Fiji's response to its deteriorating relations with the United States and other Western countries has been to turn to Asia for new political and economic partners. In July 2007, Fiji's Interim Finance Minister Mahendra Chaudhry outlined his country's "Look North" foreign policy:
"Fiji has friends in China, it has friends in Korea, it has friends in […] other Asian countries. We’re no longer relying on Australia and New Zealand. And in any event, the United States was not doing much for Fiji anyway."

The previous month, Interim Prime Minister Voreqe Bainimarama, the author of the 2006 coup, had called upon the international community to normalise its relations with Fiji, following his pledge to restore democracy by 2009.

In December 2007, one year after the coup, Fiji's embassy in Washington stated that it wished to promote "good relations between Fiji and the United States of America".

In May 2008, the United States embassy in Suva issued the following statement: "The United States continues to condemn the military coup and the Interim Government’s actions to suppress the freedom of speech of those in the media."

In October, Fiji's High Court ruled that the interim government was not illegal, as it had been appointed by the President, who had acted within the lawful provisions of his authority. Following the ruling, Fiji’s interim attorney-general, Aiyaz Sayed-Khaiyum, called upon Australia, New Zealand, the European Union and the United States to lift the sanctions they had imposed on the country, stating that they could no longer refuse to recognise the interim government. The United States government responded that it did not intend to alter its position, and that the "suspension of certain US assistance to the Fiji government under section 508 of the foreign operations appropriations act will remain in place, until the President or Secretary of State determines that Fiji has made measurable progress toward the restoration of democratic rule".

In April 2009, however, the Fiji High Court of Appeals overruled the original decision, stating instead that Bainimarama's coup was in fact unconstitutional and his post-coup regime is an illegal government. The court called for the Commander to step down and asked the President to appoint a new, interim prime minister caretaker (that was to be neither Commodore Bainimarama nor the former prime minister Qarase whom he overthrew) who would be in power until new elections could be held. The President responded by abrogating the constitution and illegally removing the judges and thereby, Fiji's judicial system as a whole. Bainimarama's government remains unrecognized by Australia, New Zealand, the EU, and the U.S. among others. In May, Fiji became the first nation to be removed from the Pacific Islands Forum for human rights abuses and is currently in danger of being removed from the Commonwealth as well.

The US recognized the 2014 and 2018 elections as "free and fair," and restored security and financial assistance following the 2014 elections.

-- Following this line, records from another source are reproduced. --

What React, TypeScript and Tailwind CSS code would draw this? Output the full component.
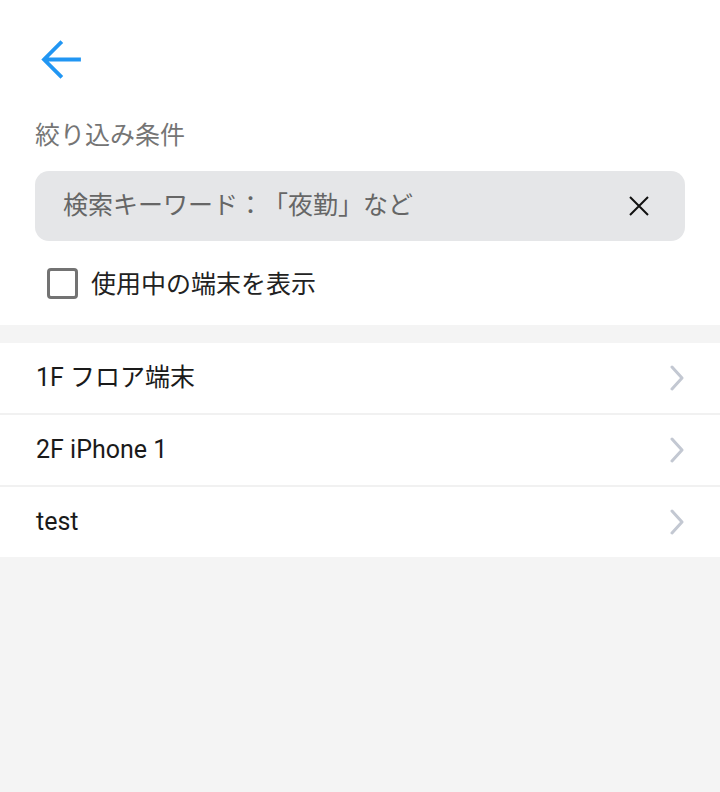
import React from "react";

const font = { fontFamily: "Roboto, 'Noto Sans CJK JP', sans-serif" };

function Chevron() {
  return (
    <svg width="16" height="26" viewBox="0 0 16 26" className="shrink-0">
      <path d="M3 2 L13 13 L3 24" fill="none" stroke="#c3c8d2" strokeWidth="3" strokeLinecap="round" strokeLinejoin="round" />
    </svg>
  );
}

const items = ["1F フロア端末", "2F iPhone 1", "test"];

export default function App() {
  return (
    <div className="min-h-[792px] bg-[#f4f4f4] [text-spacing-trim:space-all]" style={font}>
      <div className="bg-white pb-[25px]">
        <div className="h-[100px] pl-[41px] pt-[40px]">
          <svg width="40" height="40" viewBox="0 0 40 40">
            <path d="M38 19.5 H4 M19.5 3 L3 19.5 L19.5 36" fill="none" stroke="#2196f3" strokeWidth="3.8" strokeLinecap="square" strokeLinejoin="miter" />
          </svg>
        </div>
        <div className="mt-[18px] px-[35px] text-[25px] leading-[36px] text-[#757575]">絞り込み条件</div>
        <div className="mx-[35px] mt-[17px] flex h-[70px] items-center justify-between rounded-[14px] bg-[#e5e6e8] pl-[28px] pr-[36px]">
          <span className="text-[25px] text-[#666666]">検索キーワード：「夜勤」など</span>
          <svg width="20" height="20" viewBox="0 0 20 20">
            <path d="M1 1 L19 19 M19 1 L1 19" stroke="#111" strokeWidth="2" fill="none" />
          </svg>
        </div>
        <div className="mt-[26px] flex items-center pl-[47px]">
          <div className="h-[31px] w-[31px] rounded-[4px] border-[3px] border-[#737373]" />
          <span className="ml-[13px] pt-[2px] text-[25px] leading-[31px] text-[#222222]">使用中の端末を表示</span>
        </div>
      </div>
      <div className="mt-[18px] bg-white">
        {items.map((t, i) => (
          <div
            key={t}
            className={`flex h-[70px] items-center justify-between pl-[36px] pr-[35px] ${i < items.length - 1 ? "border-b-2 border-[#f1f1f1] h-[72px]" : ""}`}
          >
            <span className="text-[25px] text-[#1a1a1a]">{t}</span>
            <Chevron />
          </div>
        ))}
      </div>
    </div>
  );
}
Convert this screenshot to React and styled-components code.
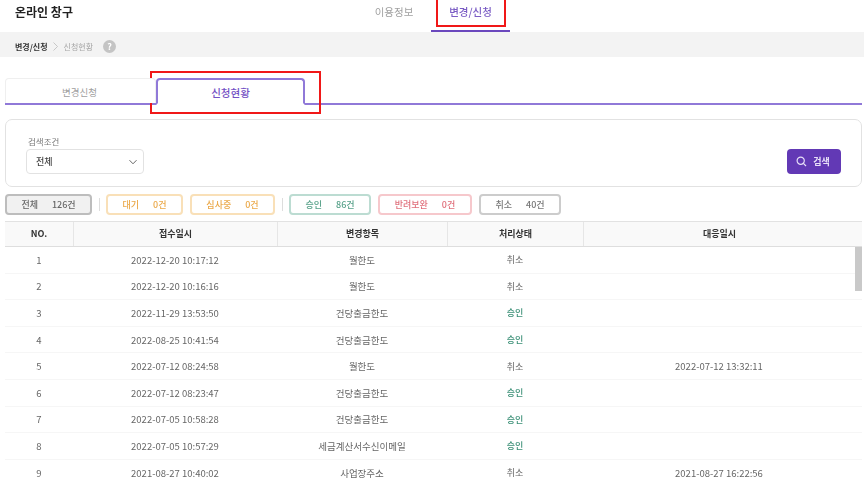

In mid-December 2025, the United States Department of State threatened to downgrade Fiji to a "Tier 3" ranking in its Trafficking in Persons (TIP) report unless the Fijian government takes action against a South Korean religious cult called the Grace Road Church, which has been accused of human trafficking and forced labour. The threatened reclassification followed the escape of at least four US citizens including two children from the Grace Road Group.

==Diplomatic missions==
The U.S. Embassy in Fiji is located in Suva. Fiji maintains an embassy in Washington, D.C., as well as a permanent mission in New York City at the United Nations. Fiji also maintains honorary consulates in Los Angeles, San Francisco, Chicago and Dallas.

Fiji's embassy to the United States is accredited to Canada and Mexico. The United States' embassy to Fiji is accredited to Kiribati, Nauru, Tonga and Tuvalu.